# INFORMATION SHOWN
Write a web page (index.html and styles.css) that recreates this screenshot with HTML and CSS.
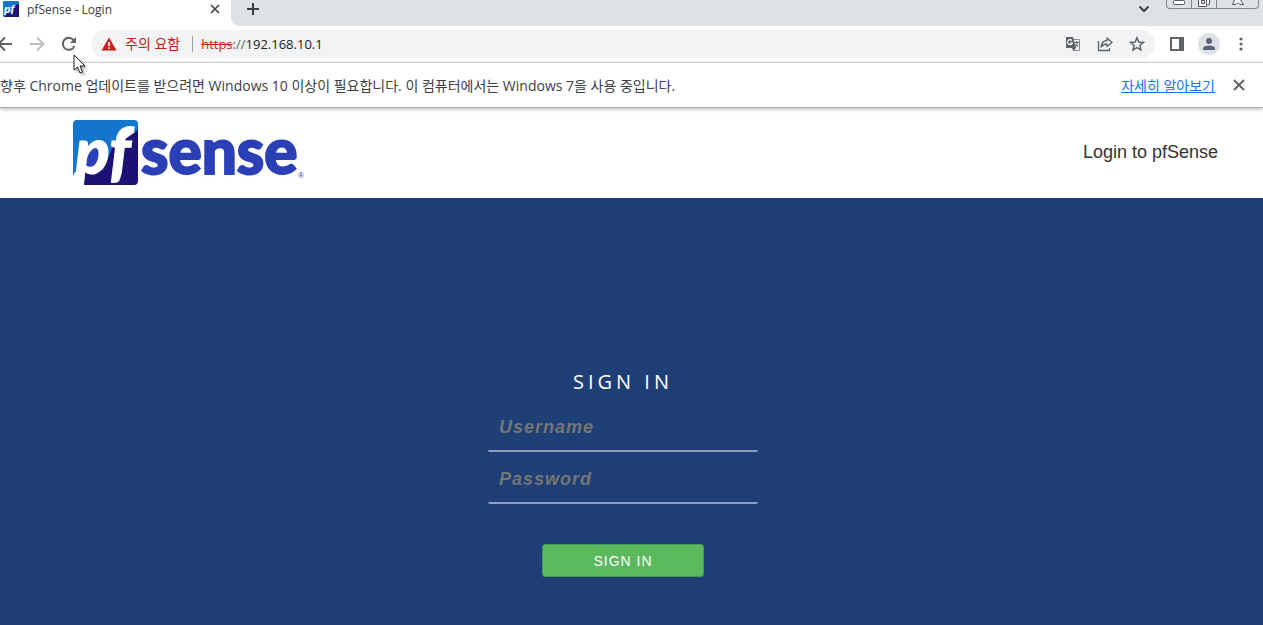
--
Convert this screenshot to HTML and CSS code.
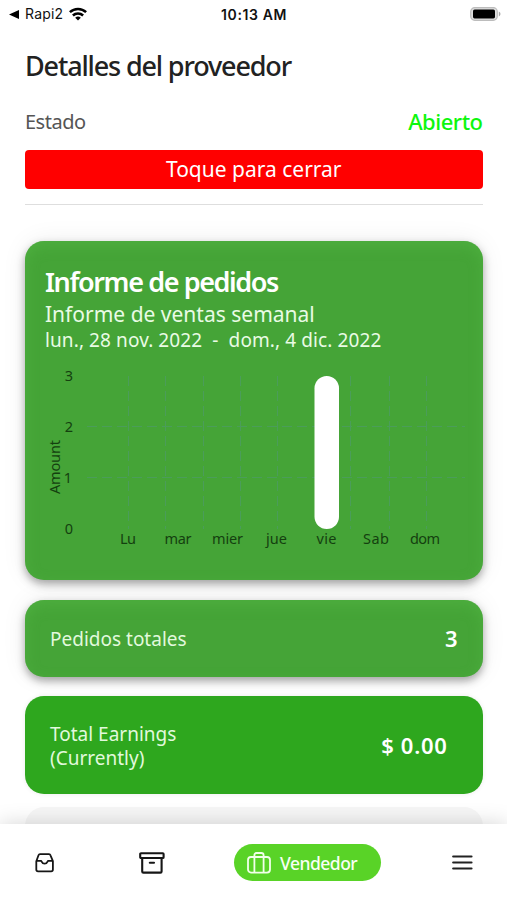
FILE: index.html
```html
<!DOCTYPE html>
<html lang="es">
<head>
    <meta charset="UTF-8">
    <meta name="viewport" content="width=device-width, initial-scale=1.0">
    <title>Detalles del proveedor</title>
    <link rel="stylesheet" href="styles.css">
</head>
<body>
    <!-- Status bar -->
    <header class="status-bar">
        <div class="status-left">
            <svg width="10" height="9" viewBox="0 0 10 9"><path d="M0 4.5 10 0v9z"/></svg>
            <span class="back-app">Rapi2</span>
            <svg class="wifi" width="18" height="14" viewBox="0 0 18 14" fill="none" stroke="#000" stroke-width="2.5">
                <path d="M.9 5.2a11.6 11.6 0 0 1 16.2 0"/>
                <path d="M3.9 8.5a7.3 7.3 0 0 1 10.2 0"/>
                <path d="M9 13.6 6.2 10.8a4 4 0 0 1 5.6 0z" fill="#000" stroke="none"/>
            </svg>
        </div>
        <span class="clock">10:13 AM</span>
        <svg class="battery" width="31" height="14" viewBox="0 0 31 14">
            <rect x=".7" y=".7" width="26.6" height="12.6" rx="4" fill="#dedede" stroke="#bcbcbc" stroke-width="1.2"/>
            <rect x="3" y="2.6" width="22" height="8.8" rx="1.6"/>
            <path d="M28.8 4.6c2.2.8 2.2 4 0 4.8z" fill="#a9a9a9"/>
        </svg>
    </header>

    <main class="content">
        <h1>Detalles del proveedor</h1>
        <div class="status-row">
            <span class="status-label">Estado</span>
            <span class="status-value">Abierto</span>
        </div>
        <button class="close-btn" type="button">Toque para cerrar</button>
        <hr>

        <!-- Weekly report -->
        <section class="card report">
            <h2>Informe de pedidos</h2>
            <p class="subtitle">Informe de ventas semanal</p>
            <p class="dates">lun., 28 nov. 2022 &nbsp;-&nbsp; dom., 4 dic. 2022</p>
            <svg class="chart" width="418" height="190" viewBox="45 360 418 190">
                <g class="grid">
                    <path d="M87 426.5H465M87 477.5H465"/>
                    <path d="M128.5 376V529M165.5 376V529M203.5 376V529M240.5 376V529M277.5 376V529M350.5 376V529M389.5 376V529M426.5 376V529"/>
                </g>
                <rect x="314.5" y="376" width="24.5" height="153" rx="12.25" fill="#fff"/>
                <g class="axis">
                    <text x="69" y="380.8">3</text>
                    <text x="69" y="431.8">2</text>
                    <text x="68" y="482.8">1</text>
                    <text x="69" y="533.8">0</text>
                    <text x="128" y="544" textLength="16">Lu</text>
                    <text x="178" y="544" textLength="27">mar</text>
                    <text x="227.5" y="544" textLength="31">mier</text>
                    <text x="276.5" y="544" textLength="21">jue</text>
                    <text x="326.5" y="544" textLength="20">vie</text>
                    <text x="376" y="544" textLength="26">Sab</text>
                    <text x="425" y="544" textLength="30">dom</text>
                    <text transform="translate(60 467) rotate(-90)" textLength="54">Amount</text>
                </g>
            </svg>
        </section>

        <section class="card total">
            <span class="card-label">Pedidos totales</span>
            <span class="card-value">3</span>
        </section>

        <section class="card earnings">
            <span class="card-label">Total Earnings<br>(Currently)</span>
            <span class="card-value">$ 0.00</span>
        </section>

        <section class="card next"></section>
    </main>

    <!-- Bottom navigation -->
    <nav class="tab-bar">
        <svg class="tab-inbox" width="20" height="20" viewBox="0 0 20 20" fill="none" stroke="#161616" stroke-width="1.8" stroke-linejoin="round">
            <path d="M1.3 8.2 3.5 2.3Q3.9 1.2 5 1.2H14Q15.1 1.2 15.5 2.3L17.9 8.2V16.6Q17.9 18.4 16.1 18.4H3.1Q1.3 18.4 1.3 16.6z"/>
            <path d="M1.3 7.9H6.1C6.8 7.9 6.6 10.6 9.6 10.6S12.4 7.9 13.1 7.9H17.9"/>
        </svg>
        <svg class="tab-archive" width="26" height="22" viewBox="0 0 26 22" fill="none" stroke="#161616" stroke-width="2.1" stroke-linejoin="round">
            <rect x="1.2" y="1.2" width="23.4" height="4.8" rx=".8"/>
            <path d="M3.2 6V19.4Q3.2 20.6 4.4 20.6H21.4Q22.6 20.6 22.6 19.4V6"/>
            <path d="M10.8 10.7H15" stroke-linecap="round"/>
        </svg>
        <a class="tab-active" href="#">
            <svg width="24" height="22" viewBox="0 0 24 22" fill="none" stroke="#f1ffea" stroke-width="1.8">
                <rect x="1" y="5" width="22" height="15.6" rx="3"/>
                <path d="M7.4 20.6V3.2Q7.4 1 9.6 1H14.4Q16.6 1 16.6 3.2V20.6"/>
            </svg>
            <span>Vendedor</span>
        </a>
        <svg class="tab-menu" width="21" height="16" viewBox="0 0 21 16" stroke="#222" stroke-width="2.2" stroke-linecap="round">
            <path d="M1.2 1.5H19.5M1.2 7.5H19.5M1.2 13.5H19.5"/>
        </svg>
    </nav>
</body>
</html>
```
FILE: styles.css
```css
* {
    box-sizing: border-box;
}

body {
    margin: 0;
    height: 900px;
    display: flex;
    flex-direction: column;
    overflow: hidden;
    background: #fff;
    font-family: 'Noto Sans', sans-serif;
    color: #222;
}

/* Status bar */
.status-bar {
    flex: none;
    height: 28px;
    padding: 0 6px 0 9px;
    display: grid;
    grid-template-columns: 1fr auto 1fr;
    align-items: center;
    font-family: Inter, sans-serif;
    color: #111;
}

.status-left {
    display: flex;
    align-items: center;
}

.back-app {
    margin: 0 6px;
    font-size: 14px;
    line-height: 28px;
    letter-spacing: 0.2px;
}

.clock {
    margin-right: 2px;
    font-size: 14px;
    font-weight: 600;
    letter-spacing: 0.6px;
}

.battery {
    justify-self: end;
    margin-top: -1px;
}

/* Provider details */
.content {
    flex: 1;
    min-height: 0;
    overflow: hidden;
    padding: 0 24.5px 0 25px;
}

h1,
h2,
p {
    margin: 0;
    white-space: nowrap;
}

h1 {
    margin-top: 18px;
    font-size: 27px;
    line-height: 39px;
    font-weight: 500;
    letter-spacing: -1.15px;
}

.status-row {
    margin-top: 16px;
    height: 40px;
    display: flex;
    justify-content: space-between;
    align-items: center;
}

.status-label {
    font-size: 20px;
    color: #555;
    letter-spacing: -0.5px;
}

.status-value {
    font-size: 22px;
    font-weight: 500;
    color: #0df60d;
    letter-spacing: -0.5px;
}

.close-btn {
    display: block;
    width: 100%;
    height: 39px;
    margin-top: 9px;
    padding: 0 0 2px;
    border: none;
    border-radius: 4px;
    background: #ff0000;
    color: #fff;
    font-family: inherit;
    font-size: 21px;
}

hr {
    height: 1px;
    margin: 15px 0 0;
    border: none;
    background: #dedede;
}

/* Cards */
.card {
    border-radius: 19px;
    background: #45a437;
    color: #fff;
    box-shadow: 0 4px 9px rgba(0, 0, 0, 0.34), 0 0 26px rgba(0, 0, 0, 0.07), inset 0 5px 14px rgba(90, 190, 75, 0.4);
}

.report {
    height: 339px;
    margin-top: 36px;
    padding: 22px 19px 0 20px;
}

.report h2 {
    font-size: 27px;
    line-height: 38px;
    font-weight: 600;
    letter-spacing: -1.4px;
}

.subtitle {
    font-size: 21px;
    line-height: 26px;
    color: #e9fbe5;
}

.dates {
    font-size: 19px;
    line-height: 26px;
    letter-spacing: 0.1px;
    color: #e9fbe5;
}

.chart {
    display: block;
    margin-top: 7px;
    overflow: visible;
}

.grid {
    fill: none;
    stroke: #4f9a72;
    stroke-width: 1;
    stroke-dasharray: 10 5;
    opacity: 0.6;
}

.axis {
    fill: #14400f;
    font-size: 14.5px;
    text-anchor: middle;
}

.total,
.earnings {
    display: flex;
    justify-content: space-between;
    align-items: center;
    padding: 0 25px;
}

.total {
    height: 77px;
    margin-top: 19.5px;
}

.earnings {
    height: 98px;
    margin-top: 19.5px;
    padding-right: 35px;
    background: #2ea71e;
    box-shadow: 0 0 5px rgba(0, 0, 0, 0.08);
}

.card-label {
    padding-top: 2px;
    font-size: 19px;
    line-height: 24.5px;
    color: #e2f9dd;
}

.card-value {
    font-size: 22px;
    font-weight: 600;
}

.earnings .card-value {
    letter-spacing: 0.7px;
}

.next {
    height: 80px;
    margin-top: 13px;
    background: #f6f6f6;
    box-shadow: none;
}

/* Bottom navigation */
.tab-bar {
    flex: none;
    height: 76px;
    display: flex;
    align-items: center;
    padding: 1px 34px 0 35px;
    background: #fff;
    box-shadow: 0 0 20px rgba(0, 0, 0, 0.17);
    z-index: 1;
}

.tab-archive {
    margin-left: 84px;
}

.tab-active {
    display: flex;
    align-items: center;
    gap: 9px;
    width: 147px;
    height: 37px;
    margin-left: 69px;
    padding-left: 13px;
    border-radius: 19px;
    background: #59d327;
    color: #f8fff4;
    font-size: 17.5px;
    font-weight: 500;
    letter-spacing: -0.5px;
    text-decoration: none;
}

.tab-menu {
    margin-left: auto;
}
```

# WHAT TO DO
Your task is to report how many lines of the material include the string "styles". Give the number and no other words.

# FULL SOLUTION
3